When you hear the word integrity what do you think of?
Honesty? Doing what you say? Maybe authenticity? Do you intertwine integrity with character?
If you’re like most of us, you’ve answered yes to many if not all these ideas about integrity. This understanding of integrity is anchored in three things—people’s perception of us, our actions, and consistency over time. The funny thing about this is that two out of the three are what other people see and aren’t really about integrity per se but about someone’s experience of our integrity.
When we take away peoples’ experience of our integrity, what we’re left with is our actions. This makes some sense when you think of the dictum, “Actions speak louder than words.” In using this phrase we’re calling attention to a person’s integrity or lack thereof by noting his actions. Action, what a person chooses to do, is a part of our integrity. However, action is only one of five things that comprise integrity.
So what exactly is integrity made of and why does it matter?
Integrity comprises your wants, intentions, decisions, actions and commitments. For right now let’s focus on the first four, which together comprise the process of decision-making. We’ll come back to commitments a little later.
Here’s an example of the decision-making process.
I want to walk. I intend to walk. I decide to walk. I walk.
There are two ways we witness a decision of another—through an action and when a person wants to manifest her will with a skill called congruence.
Congruence is simply the statement of my current decision—I walk. You know my congruence is off—that I’m incongruent—when what I say doesn’t match what I do.
I’m not aligned. I am out of integrity.
The process of decision-making is made up of want, intend, decide, do.
We can sit at one point in the process for short or long periods of time. There’s no right or wrong place to be in the process. For example, I intend to go to the doctor, and I make a note to call for an appointment. When I call for the appointment I’ve decided to go to the doctor. When I go to the doctor I’m at the point of acting on my decision.
Shall we keep going? Wants, intentions, decisions, and actions are critical parts of integrity, but there’s one more act of the will we want to talk about, commitments.
A commitment is anything we say yes to—our agreements, promises, declarations, and visions.
Let’s look at each of these four types of commitments individually.
An agreement is my yes to act now or in the future. Let’s say a friend calls and wants to go to dinner on Friday night. I say yes. She says yes. We work out the time, details, and who is responsible for what. We have an agreement.

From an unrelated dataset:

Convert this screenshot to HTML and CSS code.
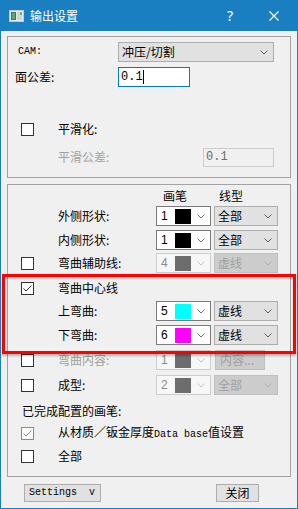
FILE: index.html
```html
<!DOCTYPE html>
<html>
<head>
<meta charset="utf-8">
<title>输出设置</title>
<link rel="stylesheet" href="styles.css">
</head>
<body>
<div class="window">
  <div class="titlebar">
    <svg class="app-icon" width="15" height="12" viewBox="0 0 15 12">
      <rect x="0.5" y="0.5" width="14" height="11" fill="#e8e8e8" stroke="#c8c8c8"/>
      <rect x="2" y="2" width="5" height="8" fill="#3d7a62"/>
      <rect x="3" y="3" width="3" height="6" fill="#5fa07e"/>
      <rect x="8" y="2" width="5" height="8" fill="#cfd6d2"/>
      <rect x="11" y="2" width="2" height="3" fill="#6fb08a"/>
    </svg>
    <span class="title">输出设置</span>
    <span class="help">?</span>
    <svg class="close" width="10" height="10" viewBox="0 0 10 10"><path d="M0.5 0.5L9.5 9.5M9.5 0.5L0.5 9.5" stroke="#fff" stroke-width="1.1" fill="none"/></svg>
  </div>

  <div class="client">
    <div class="group g1">
      <div class="row r-cam">
        <span class="lcell cam">CAM:</span>
        <div class="combo cam-combo"><span class="ctext">冲压/切割</span><svg class="chev" width="8" height="5" viewBox="0 0 8 5"><path d="M0.5 0.5L4 4L7.5 0.5" fill="none" stroke="currentColor"/></svg></div>
      </div>
      <div class="row r-tol">
        <span class="lcell tol">面公差:</span>
        <div class="edit focus"><span class="num">0.1</span><span class="caret"></span></div>
      </div>
      <div class="row r-smooth">
        <span class="cb"></span>
        <span class="clabel">平滑化:</span>
      </div>
      <div class="row r-stol">
        <span class="slabel dis">平滑公差:</span>
        <div class="edit disabled"><span class="num">0.1</span></div>
      </div>
    </div>

    <div class="group g2">
      <div class="row hdr">
        <span class="h-pen">画笔</span>
        <span class="h-line">线型</span>
      </div>

      <div class="row m1">
        <span class="slot"></span>
        <span class="lbl">外侧形状:</span>
        <div class="pen"><span class="pnum">1</span><span class="sw" style="background:#000000"></span><svg class="chev" width="8" height="5" viewBox="0 0 8 5"><path d="M0.5 0.5L4 4L7.5 0.5" fill="none" stroke="currentColor"/></svg></div>
        <div class="combo line"><span class="ctext">全部</span><svg class="chev" width="8" height="5" viewBox="0 0 8 5"><path d="M0.5 0.5L4 4L7.5 0.5" fill="none" stroke="currentColor"/></svg></div>
      </div>

      <div class="row m2">
        <span class="slot"></span>
        <span class="lbl">内侧形状:</span>
        <div class="pen"><span class="pnum">1</span><span class="sw" style="background:#000000"></span><svg class="chev" width="8" height="5" viewBox="0 0 8 5"><path d="M0.5 0.5L4 4L7.5 0.5" fill="none" stroke="currentColor"/></svg></div>
        <div class="combo line"><span class="ctext">全部</span><svg class="chev" width="8" height="5" viewBox="0 0 8 5"><path d="M0.5 0.5L4 4L7.5 0.5" fill="none" stroke="currentColor"/></svg></div>
      </div>

      <div class="row m3">
        <span class="slot"><span class="cb"></span></span>
        <span class="lbl">弯曲辅助线:</span>
        <div class="pen off"><span class="pnum">4</span><span class="sw" style="background:#6d6d6d"></span><svg class="chev" width="8" height="5" viewBox="0 0 8 5"><path d="M0.5 0.5L4 4L7.5 0.5" fill="none" stroke="currentColor"/></svg></div>
        <div class="combo line off"><span class="ctext">虚线</span><svg class="chev" width="8" height="5" viewBox="0 0 8 5"><path d="M0.5 0.5L4 4L7.5 0.5" fill="none" stroke="currentColor"/></svg></div>
      </div>

      <div class="row m4">
        <span class="slot"><span class="cb checked"><svg width="11" height="11" viewBox="0 0 11 11"><path d="M1.5 5.5L4 8L9.5 2.5" fill="none" stroke="#333" stroke-width="1"/></svg></span></span>
        <span class="lbl">弯曲中心线</span>
      </div>

      <div class="row m5">
        <span class="slot"></span>
        <span class="lbl">上弯曲:</span>
        <div class="pen"><span class="pnum">5</span><span class="sw" style="background:#00ffff"></span><svg class="chev" width="8" height="5" viewBox="0 0 8 5"><path d="M0.5 0.5L4 4L7.5 0.5" fill="none" stroke="currentColor"/></svg></div>
        <div class="combo line"><span class="ctext">虚线</span><svg class="chev" width="8" height="5" viewBox="0 0 8 5"><path d="M0.5 0.5L4 4L7.5 0.5" fill="none" stroke="currentColor"/></svg></div>
      </div>

      <div class="row m6">
        <span class="slot"></span>
        <span class="lbl">下弯曲:</span>
        <div class="pen"><span class="pnum">6</span><span class="sw" style="background:#ff00ff"></span><svg class="chev" width="8" height="5" viewBox="0 0 8 5"><path d="M0.5 0.5L4 4L7.5 0.5" fill="none" stroke="currentColor"/></svg></div>
        <div class="combo line"><span class="ctext">虚线</span><svg class="chev" width="8" height="5" viewBox="0 0 8 5"><path d="M0.5 0.5L4 4L7.5 0.5" fill="none" stroke="currentColor"/></svg></div>
      </div>

      <div class="row m7">
        <span class="slot"><span class="cb"></span></span>
        <span class="lbl dis">弯曲内容:</span>
        <div class="pen off"><span class="pnum">1</span><span class="sw" style="background:#6d6d6d"></span><svg class="chev" width="8" height="5" viewBox="0 0 8 5"><path d="M0.5 0.5L4 4L7.5 0.5" fill="none" stroke="currentColor"/></svg></div>
        <div class="btn-content">内容...</div>
      </div>

      <div class="row m8">
        <span class="slot"><span class="cb"></span></span>
        <span class="lbl">成型:</span>
        <div class="pen off"><span class="pnum">2</span><span class="sw" style="background:#6d6d6d"></span><svg class="chev" width="8" height="5" viewBox="0 0 8 5"><path d="M0.5 0.5L4 4L7.5 0.5" fill="none" stroke="currentColor"/></svg></div>
        <div class="combo line off"><span class="ctext">全部</span><svg class="chev" width="8" height="5" viewBox="0 0 8 5"><path d="M0.5 0.5L4 4L7.5 0.5" fill="none" stroke="currentColor"/></svg></div>
      </div>

      <div class="row m9">
        <span class="done">已完成配置的画笔:</span>
      </div>

      <div class="row m10">
        <span class="slot"><span class="cb checked grey"><svg width="11" height="11" viewBox="0 0 11 11"><path d="M1.5 5.5L4 8L9.5 2.5" fill="none" stroke="#8a8a8a" stroke-width="1"/></svg></span></span>
        <span class="lbl wide">从材质／钣金厚度<span class="lat">Data base</span>值设置</span>
      </div>

      <div class="row m11">
        <span class="slot"><span class="cb"></span></span>
        <span class="lbl">全部</span>
      </div>
    </div>

    <div class="buttons">
      <div class="btn settings">Settings  v</div>
      <div class="btn close-btn">关闭</div>
    </div>
  </div>

  <div class="annot"></div>
</div>
</body>
</html>
```

FILE: styles.css
```css
html, body {
  margin: 0;
  padding: 0;
}
body {
  width: 298px;
  height: 509px;
  overflow: hidden;
  font-family: "Noto Sans CJK SC", "Noto Sans", sans-serif;
  font-size: 12px;
  color: #000;
  background: #f0f0f0;
}
.window {
  position: relative;
  width: 298px;
  height: 509px;
}
.titlebar {
  height: 31px;
  background: #1a7fc1;
  display: flex;
  align-items: center;
  color: #fff;
}
.app-icon {
  margin-left: 9px;
  flex: none;
}
.title {
  margin-left: 6px;
  flex: 1;
  font-size: 12px;
  line-height: 16px;
}
.help {
  font-family: "Noto Sans", sans-serif;
  font-size: 14px;
  line-height: 16px;
  margin-right: 36px;
}
.close {
  margin-right: 19px;
  flex: none;
}
.client {
  height: 478px;
  box-sizing: border-box;
  border: 1px solid #1a7fc1;
  border-top: none;
  padding-top: 5px;
  padding-left: 6px;
}
.group {
  width: 284px;
  box-sizing: border-box;
  border: 1px solid #a3a3a3;
  display: flex;
  flex-direction: column;
}
.g1 { height: 142px; }
.g2 { height: 293px; margin-top: 6px; }

.row {
  display: flex;
  align-items: center;
  height: 20px;
  flex: none;
  line-height: 20px;
  white-space: nowrap;
}

/* group 1 */
.r-cam { margin-top: 5px; }
.r-tol { margin-top: 5px; }
.r-smooth { margin-top: 32px; }
.r-stol { margin-top: 8px; }
.lcell { width: 110px; box-sizing: border-box; }
.lcell.cam {
  padding-left: 10px;
  font-family: "Liberation Mono", monospace;
  font-size: 10px;
}
.lcell.tol { padding-left: 7px; }
.r-smooth .cb { margin-left: 13px; }
.clabel { margin-left: 24px; }
.slabel { width: 195px; box-sizing: border-box; padding-left: 50px; }
.dis { color: #a0a0a0; }

.combo {
  height: 20px;
  box-sizing: border-box;
  background: #e1e1e1;
  border: 1px solid #adadad;
  display: flex;
  align-items: center;
  color: #606060;
}
.combo .ctext {
  color: #000;
  padding-left: 3px;
  flex: 1;
}
.combo .chev { margin-right: 5px; }
.cam-combo { width: 156px; }

.edit {
  height: 20px;
  box-sizing: border-box;
  background: #fff;
  display: flex;
  align-items: center;
}
.edit .num {
  font-family: "Liberation Mono", monospace;
  font-size: 12px;
  padding-left: 2px;
}
.edit.focus {
  width: 72px;
  border: 1px solid #0078d7;
}
.caret {
  width: 1px;
  height: 14px;
  background: #000;
  margin-left: 0;
}
.edit.disabled {
  width: 71px;
  height: 19px;
  border: 1px solid #cccccc;
  background: #f0f0f0;
  color: #6d6d6d;
}

/* checkbox */
.cb {
  width: 13px;
  height: 13px;
  box-sizing: border-box;
  border: 1px solid #333;
  background: #fff;
  display: flex;
  align-items: center;
  justify-content: center;
  flex: none;
}
.cb.grey { border-color: #8a8a8a; }

/* group 2 */
.hdr { height: 18px; line-height: 18px; margin-top: 2px; }
.h-pen { margin-left: 155px; }
.h-line { margin-left: 32px; }
.m1 { margin-top: 1px; }
.m2 { margin-top: 4px; }
.m3 { margin-top: 3px; }
.m4 { margin-top: 5px; }
.m5 { margin-top: 3px; }
.m6 { margin-top: 4px; }
.m7 { margin-top: 5px; }
.m8 { margin-top: 5px; }
.m9 { margin-top: 6px; }
.m10 { margin-top: 2px; }
.m11 { margin-top: 3px; }

.slot {
  width: 13px;
  height: 13px;
  margin-left: 13px;
  flex: none;
}
.lbl {
  width: 98px;
  margin-left: 24px;
  flex: none;
}
.lbl.wide { width: auto; }
.lat {
  font-family: "Liberation Mono", monospace;
  font-size: 10px;
}
.done { margin-left: 14px; }

.pen {
  width: 55px;
  height: 20px;
  box-sizing: border-box;
  border: 1px solid #7a7a7a;
  background: #fff;
  display: flex;
  align-items: center;
  color: #707070;
  flex: none;
}
.pnum {
  width: 18px;
  box-sizing: border-box;
  padding-left: 4px;
  color: #000;
  font-family: "Liberation Sans", sans-serif;
  font-size: 12px;
}
.sw {
  width: 16px;
  height: 15px;
  flex: none;
}
.pen .chev { margin-left: 6px; }
.pen.off {
  border-color: #cccccc;
  background: #f7f7f7;
  color: #c4c4c4;
}
.pen.off .pnum { color: #8a8a8a; }

.line {
  width: 64px;
  margin-left: 3px;
  flex: none;
}
.line.off {
  background: #cccccc;
  border-color: #bfbfbf;
  color: #b0b0b0;
}
.line.off .ctext { color: #a0a0a0; }

.btn-content {
  width: 50px;
  height: 20px;
  box-sizing: border-box;
  margin-left: 4px;
  background: #cccccc;
  border: 1px solid #bfbfbf;
  color: #a0a0a0;
  padding-left: 4px;
  line-height: 18px;
}

/* buttons */
.buttons {
  display: flex;
  align-items: center;
  margin-top: 7px;
  height: 18px;
}
.btn {
  height: 18px;
  box-sizing: border-box;
  background: #e1e1e1;
  border: 1px solid #adadad;
  line-height: 16px;
}
.settings {
  width: 77px;
  margin-left: 17px;
  padding-left: 4px;
  font-family: "Liberation Mono", monospace;
  font-size: 10px;
  white-space: pre;
}
.close-btn {
  width: 43px;
  margin-left: 115px;
  text-align: center;
}

/* red annotation overlay */
.annot {
  position: absolute;
  left: 2px;
  top: 274px;
  width: 294px;
  height: 80px;
  box-sizing: border-box;
  border: 3px solid #ff0000;
  box-shadow: 0 2px 2px rgba(0, 0, 0, 0.25), inset 0 2px 2px rgba(0, 0, 0, 0.18);
  pointer-events: none;
}
```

A promise is my yes to act now and continue to act until my promise is fulfilled. I will. I do. A promise may be for life, as with a marriage, or it can be for a short duration, as for a project. Regardless of the duration of the promise, it is made without condition.
A declaration of universal intent is my saying what I know. It is an act of declaring without condition that something is—period. Each declaration is personal, as all knowledge exists in a knower.

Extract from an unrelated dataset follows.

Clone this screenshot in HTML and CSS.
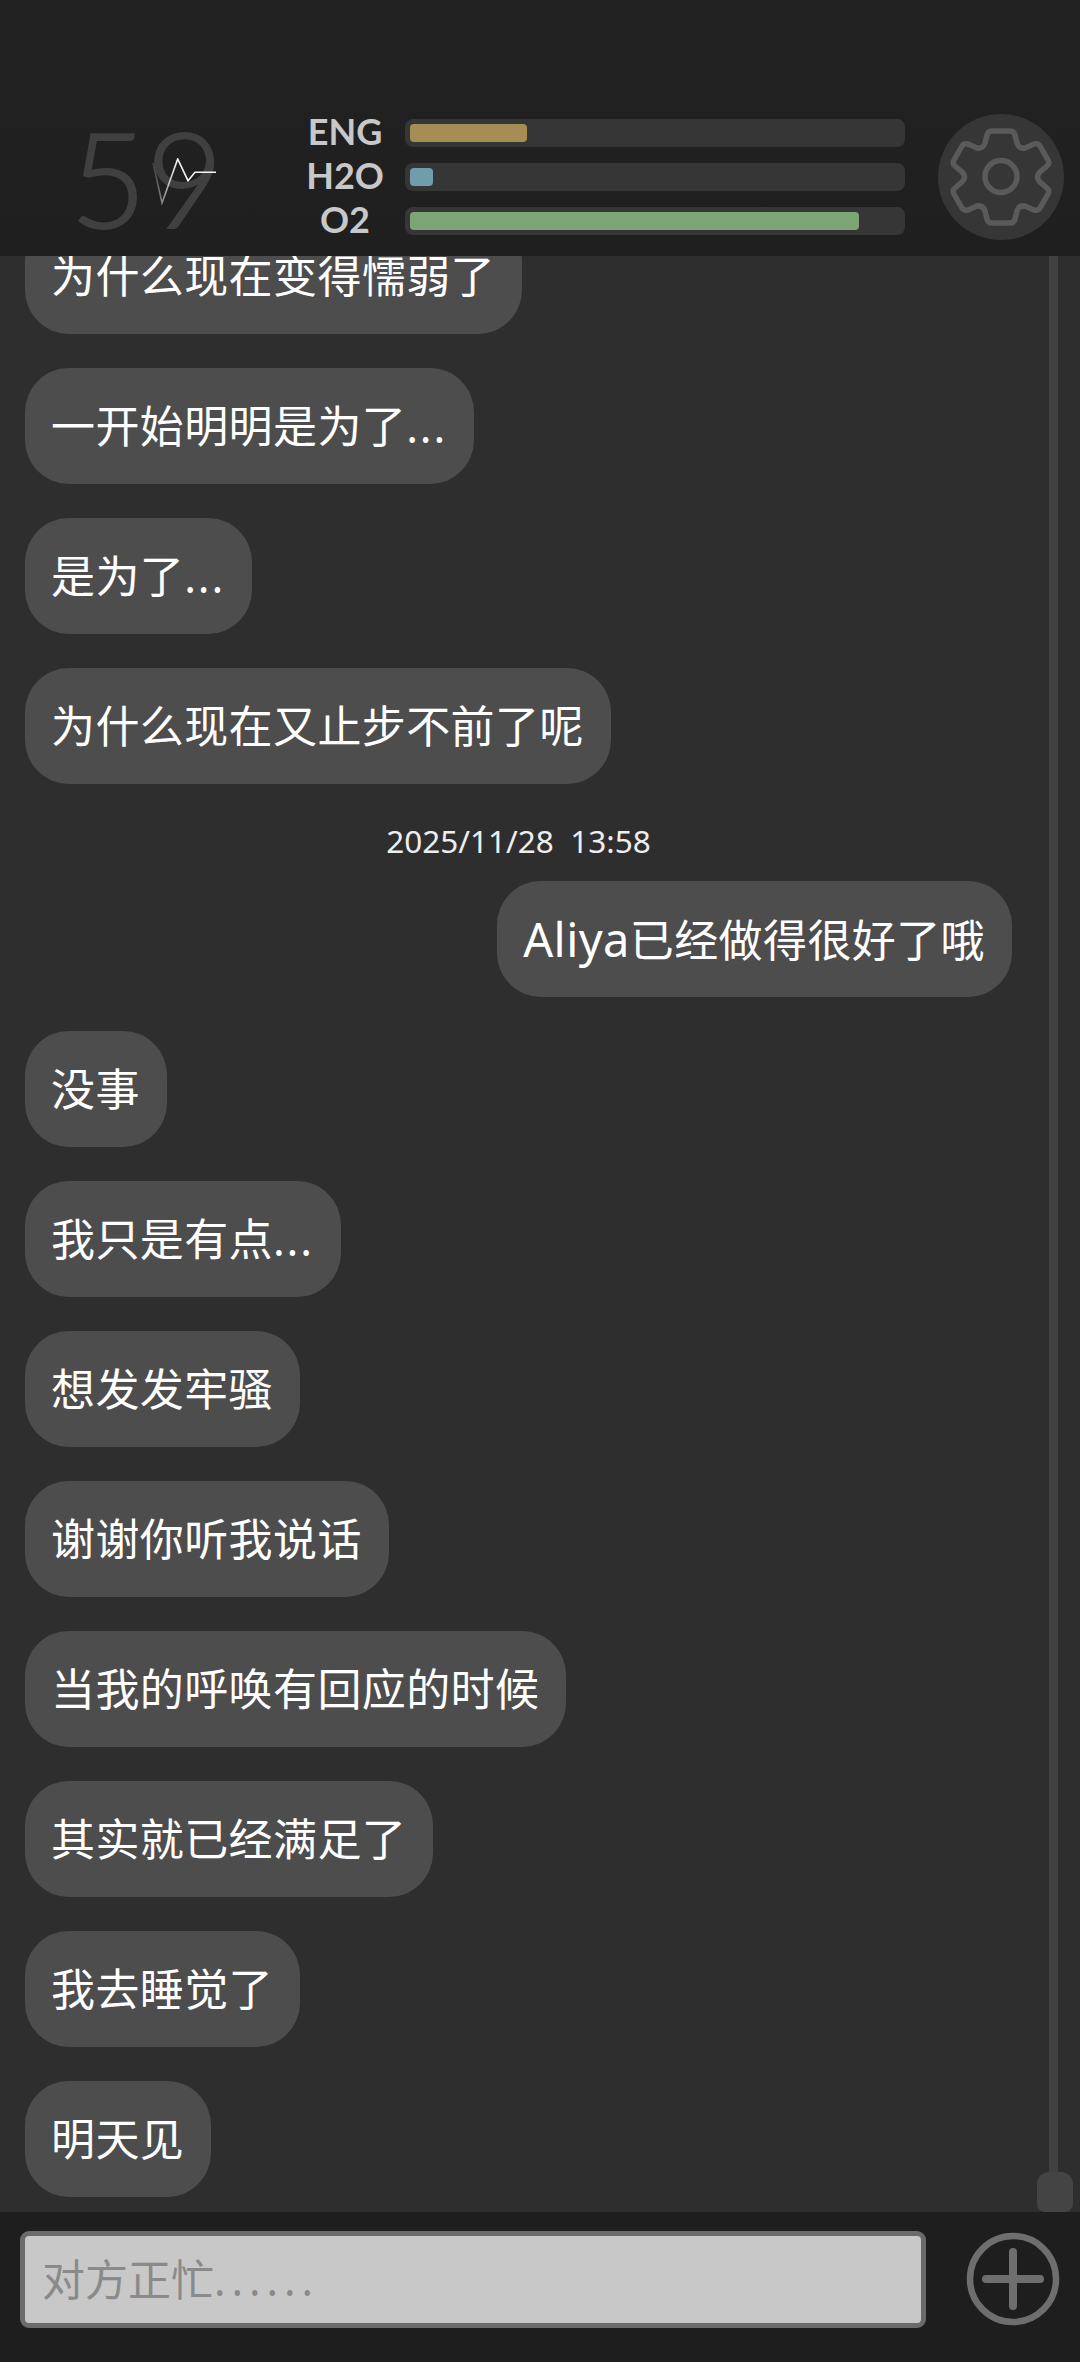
FILE: index.html

```html
<!DOCTYPE html>
<html lang="zh-CN">

<head>
  <meta charset="UTF-8">
  <title>Chat</title>
  <link rel="stylesheet" href="styles.css">
</head>

<body>
  <div class="app">

    <header class="status">
      <div class="readout">
        <span class="readout-num">59</span>
        <svg class="pulse" width="70" height="50" viewBox="0 0 70 50" fill="none">
          <defs>
            <linearGradient id="pulseFade" gradientUnits="userSpaceOnUse" x1="0" y1="0" x2="24" y2="0">
              <stop offset="0" stop-color="#fff" stop-opacity="0.1"></stop>
              <stop offset="1" stop-color="#fff" stop-opacity="0.95"></stop>
            </linearGradient>
          </defs>
          <polyline points="1,5 10,45 25.7,1 36,22.7 43,14.3 64,14.3" stroke="url(#pulseFade)" stroke-width="1.6"></polyline>
        </svg>
      </div>

      <div class="meters">
        <span class="meter-label">ENG</span>
        <div class="meter"><div class="meter-fill fill-eng" style="width: 117px"></div></div>
        <span class="meter-label">H2O</span>
        <div class="meter"><div class="meter-fill fill-h2o" style="width: 23px"></div></div>
        <span class="meter-label">O2</span>
        <div class="meter"><div class="meter-fill fill-o2" style="width: 449px"></div></div>
      </div>

      <button class="gear-btn" type="button" aria-label="settings">
        <svg width="126" height="126" viewBox="-63 -63 126 126" fill="none" stroke="#5a5a5a" stroke-width="5.5" stroke-linejoin="round">
          <path d="M-9 -46 H9 Q13 -46 14 -42 L16 -34 Q18 -28 24 -29 L33 -33 Q37 -34 39 -31 L47 -17 Q49 -13 46 -11 L39 -5 Q34 0 39 5 L46 11 Q49 13 47 17 L39 31 Q37 34 33 33 L24 29 Q18 28 16 34 L14 42 Q13 46 9 46 H-9 Q-13 46 -14 42 L-16 34 Q-18 28 -24 29 L-33 33 Q-37 34 -39 31 L-47 17 Q-49 13 -46 11 L-39 5 Q-34 0 -39 -5 L-46 -11 Q-49 -13 -47 -17 L-39 -31 Q-37 -34 -33 -33 L-24 -29 Q-18 -28 -16 -34 L-14 -42 Q-13 -46 -9 -46 Z"></path>
          <circle cx="0" cy="-0.5" r="16"></circle>
        </svg>
      </button>
    </header>

    <main class="chat">
      <div class="messages">
        <div class="bubble">为什么现在变得懦弱了</div>
        <div class="bubble">一开始明明是为了<span class="dots">...</span></div>
        <div class="bubble">是为了<span class="dots">...</span></div>
        <div class="bubble">为什么现在又止步不前了呢</div>
        <div class="timestamp">2025/11/28  13:58</div>
        <div class="bubble bubble-me"><span class="latin">Aliya</span>已经做得很好了哦</div>
        <div class="bubble">没事</div>
        <div class="bubble">我只是有点<span class="dots">...</span></div>
        <div class="bubble">想发发牢骚</div>
        <div class="bubble">谢谢你听我说话</div>
        <div class="bubble">当我的呼唤有回应的时候</div>
        <div class="bubble">其实就已经满足了</div>
        <div class="bubble">我去睡觉了</div>
        <div class="bubble">明天见</div>
      </div>
      <div class="scroll-rail">
        <div class="scroll-track"></div>
        <div class="scroll-thumb"></div>
      </div>
    </main>

    <footer class="composer">
      <div class="composer-input">对方正忙<span class="input-dots">......</span></div>
      <button class="add-btn" type="button" aria-label="add">
        <svg width="94" height="94" viewBox="0 0 94 94" fill="none" stroke="#6e6e6e">
          <circle cx="47" cy="47" r="43" stroke-width="6.5"></circle>
          <path d="M47 20 V74 M20 47 H74" stroke-width="8" stroke-linecap="round"></path>
        </svg>
      </button>
    </footer>

  </div>
</body>

</html>
```

FILE: styles.css

```css
* {
  box-sizing: border-box;
}

body {
  margin: 0;
  background: #2e2e2e;
  font-family: "Noto Sans", "Noto Sans CJK SC", sans-serif;
}

.app {
  display: flex;
  flex-direction: column;
  width: 1080px;
  height: 2362px;
  overflow: hidden;
}

/* top status bar */
.status {
  flex: none;
  display: flex;
  align-items: center;
  height: 256px;
  padding: 114px 16px 16px 0;
  background: linear-gradient(to bottom, #222, #1f1f1f);
}

.readout {
  position: relative;
  width: 285px;
  padding-left: 70px;
}

.readout-num {
  display: block;
  font-family: Lato, sans-serif;
  font-weight: 300;
  font-size: 132px;
  line-height: 130px;
  color: #404040;
  -webkit-text-stroke: 2px #404040;
}

.pulse {
  position: absolute;
  left: 152px;
  top: 46px;
}

.meters {
  display: grid;
  grid-template-columns: 120px 500px;
  grid-auto-rows: 28px;
  row-gap: 16px;
}

.meter-label {
  font-family: Lato, sans-serif;
  font-weight: 700;
  font-size: 36px;
  line-height: 24px;
  text-align: center;
  color: #c8c8c8;
}

.meter {
  height: 28px;
  padding: 5px;
  background: #363636;
  border-radius: 8px;
}

.meter-fill {
  height: 18px;
  border-radius: 4px;
}

.fill-eng {
  background: #a68d54;
}

.fill-h2o {
  background: #6f9dab;
}

.fill-o2 {
  background: #7da576;
}

.gear-btn {
  width: 126px;
  height: 126px;
  margin-left: 33px;
  padding: 0;
  background: #363636;
  border: none;
  border-radius: 50%;
}

.gear-btn svg {
  display: block;
}

/* chat */
.chat {
  flex: 1;
  display: flex;
  min-height: 0;
  padding-right: 7px;
}

.messages {
  flex: 1;
  display: flex;
  flex-direction: column;
  justify-content: flex-end;
  align-items: flex-start;
  min-width: 0;
  padding: 0 25px 15px;
  overflow: hidden;
}

.bubble {
  flex: none;
  height: 116px;
  margin-top: 34px;
  padding: 26px 27px 26px 26px;
  background: #4d4d4d;
  border-radius: 44px;
  font-size: 44px;
  line-height: 64px;
  letter-spacing: 0.4px;
  color: #fff;
  white-space: nowrap;
}

.dots {
  letter-spacing: 1.8px;
}

.latin {
  font-size: 47px;
}

.bubble-me {
  align-self: flex-end;
  margin-top: 0;
}

.timestamp {
  flex: none;
  align-self: center;
  margin: 38px 0 21px;
  font-size: 31.5px;
  line-height: 38px;
  color: #eee;
  white-space: pre;
}

.scroll-rail {
  flex: none;
  display: flex;
  flex-direction: column;
  align-items: center;
  width: 36px;
}

.scroll-track {
  flex: 1;
  width: 9px;
  margin-right: 3px;
  background: #414141;
}

.scroll-thumb {
  flex: none;
  width: 36px;
  height: 40px;
  background: #444;
  border-radius: 12px 12px 8px 8px;
}

/* bottom input bar */
.composer {
  flex: none;
  display: flex;
  align-items: flex-start;
  height: 150px;
  padding: 19px 0 0 20px;
  background: #1e1e1e;
}

.composer-input {
  width: 906px;
  height: 97px;
  padding-left: 17px;
  background: #c8c8c8;
  border: 5px solid #6b6b6b;
  border-radius: 9px;
  font-size: 43px;
  line-height: 87px;
  color: #8a8a8a;
}

.input-dots {
  letter-spacing: 6px;
}

.add-btn {
  width: 94px;
  height: 94px;
  margin: 1px 0 0 40px;
  padding: 0;
  background: none;
  border: none;
}

.add-btn svg {
  display: block;
}
```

Here’s an example: Responsibility is and consequences are. What that means is that regardless of your decision, action, or desire for something, you are responsible and there are consequences. Choose or don’t, act or don’t, you are responsible and there are consequences. I encourage my clients to choose because either way, you’re responsible. Wouldn’t you rather decide which set of things you’re going to deal with? I know I would.
A vision is something in you that you want others to follow. A vision is personal and created by an individual. It is a single statement that is generative and declares what is to be created. A vision speaks to a multitude of constituents and garners the commitment of followers. Lastly, a vision is something that is lived now and something that is not yet achieved. It is declaring that something is, even while that something does not yet exist in the fullest sense of the declaration. And an important aspect of your vision is that you must commit to it—an articulated vision void of a commitment to that vision is nothing more than some words on a piece of paper. When you commit to your vision, you do so without condition.
Why does all this matter?
Because integrity is about being aligned.
If you’re aligned, honesty is a by-product. Authenticity is a by-product. So too is consistency. It is in view of the by-products of integrity—specifically, honesty and consistency—that we often connect integrity to character.
However, connecting up the two is a mistake.
Integrity and character are related, but character is something altogether different.
Character is keeping your commitments—it’s engaging and relating fully to your responsibility and to the consequences of your decisions and actions.
It’s making decisions you own, not decisions you defend.
Here’s where the two intersect. If I am making a decision with my integrity is out of alignment, I am not likely to follow through. When asked about my decision or when looking to communicate my absence of follow-through I will tell you a tale, give you an excuse, and justify my out. This is a decision I defend, not own.
This shows an absence of character. That is no small thing.
How do you know if you’re making decisions and commitments that aren’t aligned with your integrity?
Anything but a yes is a no. If you have a maybe, it’s a no. If you have a yes with conditions attached, it’s a no. This is a great and easy way to do an integrity check on yourself.
Another handy way is tuning into your experience in the moment.
I feel like it isn’t a stretch to say we all feel it when we’re saying yes to something that we really don’t want to do. The bodily tension we feel is a great indicator that something is off—essentially that you’re about to do something that violates your integrity.